The early days of the Williamsport police department from the 1860s through the 1920s were dominated by officers with Irish surnames, including Carney, Berrigan, Dunn, Flynn, Garvey, Mahaffey, Marley, McCaffrey, and McCarthy, just to name a few.

John P. Maloney, murdered in the line of duty on March 13, 1907, is probably the most notable of these “Sons of Erin” on the Williamsport Police Department. He was the son of Irish immigrants and was a policeman for five years at the time of his murder.

As part of the continued love and interest in public service, Daniel P. Kirby, the son of Irish immigrants, became the city’s mayor from 1976 to 1980, and another mayor of Irish descent to serve was Michael Rafferty, who served from 2001 to 2004. “Raff” was also the editor of Webb Weekly for several years.

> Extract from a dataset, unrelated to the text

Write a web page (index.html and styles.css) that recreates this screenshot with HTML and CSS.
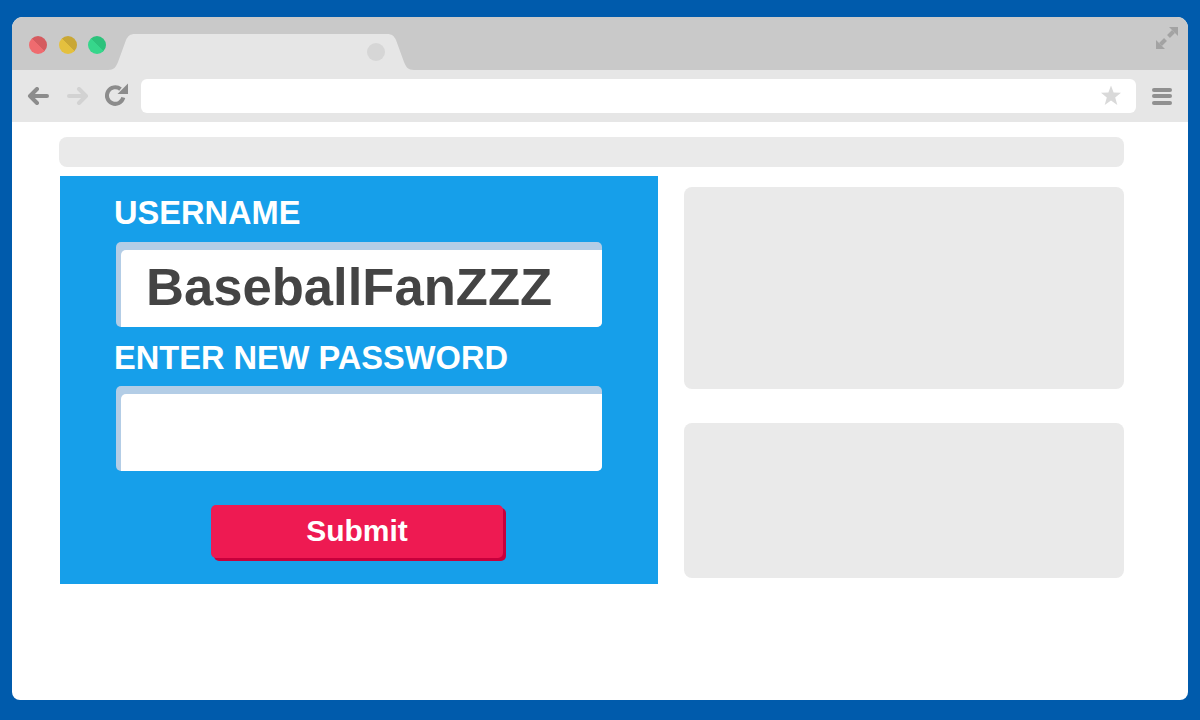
FILE: index.html
```html
<!DOCTYPE html>
<html lang="en">
<head>
<meta charset="utf-8">
<title>Reset password</title>
<link rel="stylesheet" href="styles.css">
</head>
<body>
<div class="window">
  <div class="tabbar">
    <div class="lights">
      <span class="light red"></span>
      <span class="light yellow"></span>
      <span class="light green"></span>
    </div>
    <svg class="tab" width="306" height="36" viewBox="0 0 306 36">
      <path d="M0 36 C6 36 8 33 10 28 L18 6 C20 2 22 0 27 0 L279 0 C284 0 286 2 288 6 L296 28 C298 33 300 36 306 36 Z" fill="#e6e6e6"/>
      <circle cx="268" cy="18" r="9" fill="#d6d6d6"/>
    </svg>
    <svg class="expand" width="22" height="22" viewBox="0 0 22 22">
      <polygon points="22,0 22,9 13,0" fill="#a3a3a3"/>
      <line x1="17.5" y1="4.5" x2="12.5" y2="9.5" stroke="#a3a3a3" stroke-width="4"/>
      <polygon points="0,22 0,13 9,22" fill="#a3a3a3"/>
      <line x1="4.5" y1="17.5" x2="9.5" y2="12.5" stroke="#a3a3a3" stroke-width="4"/>
    </svg>
  </div>
  <div class="toolbar">
    <svg class="nav back" width="22" height="18" viewBox="0 0 22 18">
      <path d="M20 9 H3 M10 2 L3 9 L10 16" fill="none" stroke="#8c8c8c" stroke-width="4" stroke-linecap="round" stroke-linejoin="round"/>
    </svg>
    <svg class="nav fwd" width="22" height="18" viewBox="0 0 22 18">
      <path d="M2 9 H19 M12 2 L19 9 L12 16" fill="none" stroke="#d2d2d2" stroke-width="4" stroke-linecap="round" stroke-linejoin="round"/>
    </svg>
    <svg class="nav reload" width="25" height="24" viewBox="0 0 25 24">
      <path d="M20.3 14.6 A8.3 8.3 0 1 1 17.5 6.1" fill="none" stroke="#8c8c8c" stroke-width="4"/>
      <polygon points="25,0.5 25,11 14.5,11" fill="#8c8c8c"/>
    </svg>
    <div class="address">
      <svg class="star" width="22" height="22" viewBox="0 0 22 22">
        <polygon points="11,0.5 13.6,7.6 21,7.8 15.2,12.5 17.3,20 11,15.6 4.7,20 6.8,12.5 1,7.8 8.4,7.6" fill="#d9d9d9"/>
      </svg>
    </div>
    <div class="menu">
      <span></span><span></span><span></span>
    </div>
  </div>
  <div class="content">
    <div class="topbar"></div>
    <div class="main">
      <div class="panel">
        <div class="label">USERNAME</div>
        <div class="field"><div class="field-inner">BaseballFanZZZ</div></div>
        <div class="label second">ENTER NEW PASSWORD</div>
        <div class="field pw"><div class="field-inner"></div></div>
        <div class="submit">Submit</div>
      </div>
      <div class="side">
        <div class="box tall"></div>
        <div class="box short"></div>
      </div>
    </div>
  </div>
</div>
</body>
</html>
```

FILE: styles.css
```css
html, body {
  margin: 0;
  padding: 0;
}
body {
  background: #005bac;
  height: 720px;
  overflow: hidden;
  font-family: "Liberation Sans", Arial, sans-serif;
}
.window {
  margin: 17px 12px 0;
  height: 683px;
  background: #ffffff;
  border-radius: 11px 11px 8px 8px;
  overflow: hidden;
}
.tabbar {
  height: 53px;
  background: #c9c9c9;
  display: flex;
  align-items: flex-end;
  padding-left: 17px;
}
.lights {
  align-self: flex-start;
  margin-top: 19px;
  display: flex;
  gap: 11.5px;
}
.light {
  width: 18px;
  height: 18px;
  border-radius: 50%;
  display: block;
}
.red { background: linear-gradient(45deg, #ef6b6f 50%, #d55b5f 50%); }
.yellow { background: linear-gradient(45deg, #e4c03e 50%, #c9a735 50%); }
.green { background: linear-gradient(45deg, #36d68b 50%, #2cc27b 50%); }
.tab {
  display: block;
  margin-left: 2px;
}
.expand {
  display: block;
  align-self: flex-start;
  margin-left: auto;
  margin-top: 10px;
  margin-right: 10px;
}
.toolbar {
  height: 52px;
  background: #e6e6e6;
  display: flex;
  align-items: center;
  padding-left: 15px;
}
.nav { display: block; }
.fwd { margin-left: 18px; }
.reload { margin-left: 14px; margin-top: -2px; }
.address {
  margin-left: 13px;
  width: 995px;
  height: 34px;
  background: #ffffff;
  border-radius: 6px;
  display: flex;
  align-items: center;
  justify-content: flex-end;
  padding-right: 14px;
  box-sizing: border-box;
}
.star { display: block; }
.menu {
  margin-left: 16px;
  width: 20px;
  display: flex;
  flex-direction: column;
  gap: 2.5px;
}
.menu span {
  display: block;
  height: 4px;
  border-radius: 2px;
  background: #909090;
}
.content {
  padding: 15px 64px 0 47px;
}
.topbar {
  height: 30px;
  background: #eaeaea;
  border-radius: 8px;
}
.main {
  display: flex;
  margin-top: 9px;
  margin-left: 1px;
  gap: 26px;
}
.panel {
  width: 598px;
  box-sizing: border-box;
  background: #169fea;
  padding: 19px 0 26px 54px;
}
.label {
  color: #ffffff;
  font-weight: bold;
  font-size: 32.6px;
  line-height: 36px;
  white-space: nowrap;
}
.label.second { margin-top: 13px; }
.field {
  margin-top: 11px;
  margin-left: 2px;
  width: 486px;
  height: 85px;
  box-sizing: border-box;
  padding: 8px 0 0 5px;
  background: #b3cde6;
  border-radius: 5px;
  overflow: hidden;
}
.field.pw { margin-top: 10px; }
.field-inner {
  height: 77px;
  background: #ffffff;
  border-top-left-radius: 5px;
  padding-left: 25px;
  font-weight: bold;
  font-size: 52.6px;
  line-height: 74px;
  color: #444444;
  white-space: nowrap;
}
.submit {
  margin-top: 34px;
  margin-left: 97px;
  width: 292px;
  height: 53px;
  background: #ee1a52;
  border-radius: 5px;
  box-shadow: 3px 3px 0 #c8003c;
  color: #ffffff;
  font-weight: bold;
  font-size: 30px;
  line-height: 51px;
  text-align: center;
}
.side {
  width: 440px;
  padding-top: 11px;
  display: flex;
  flex-direction: column;
  gap: 34px;
}
.box {
  background: #eaeaea;
  border-radius: 8px;
}
.box.tall { height: 202px; }
.box.short { height: 155px; }
```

Within the city of Williamsport, the Irish families seemed to have been concentrated in Newberry, and the area bounded on the north by High Street, south to First and Second Streets toward the river until about the 1950s.

The Irish took the lead in forming their own Catholic parish when language and cultural differences arose between them and those of German heritage at St. Boniface Church. The Irish immigrants preferred not having their masses and church affairs conducted in German.

In 1871, they met at a property on West Edwin Street and, by the late 1880s, had acquired a property at West Fourth and Walnut streets and built what would become the Church of the Annunciation for about $60,000.

Later, they would build their own parochial school — St. Joseph’s.

When interscholastic sports became popular by the mid-20th century, one of the most highly anticipated events on the sports calendar were basketball games between St. Joseph’s and St. Mary’s, the other Catholic parochial school in the city before 1968. St. Joe’s was the “Fighting Irishmen,” and the St. Mary’s team was known as the “Dutchmen.”

The Irish immigrants and their descendants have been a part of the rich ethnic fabric of this city and continue to contribute to its growth and well-being today.

So, when you celebrate “The Wearin’ of the Green,” remember the positive and lasting impact the Irish have had on Williamsport and the surrounding area.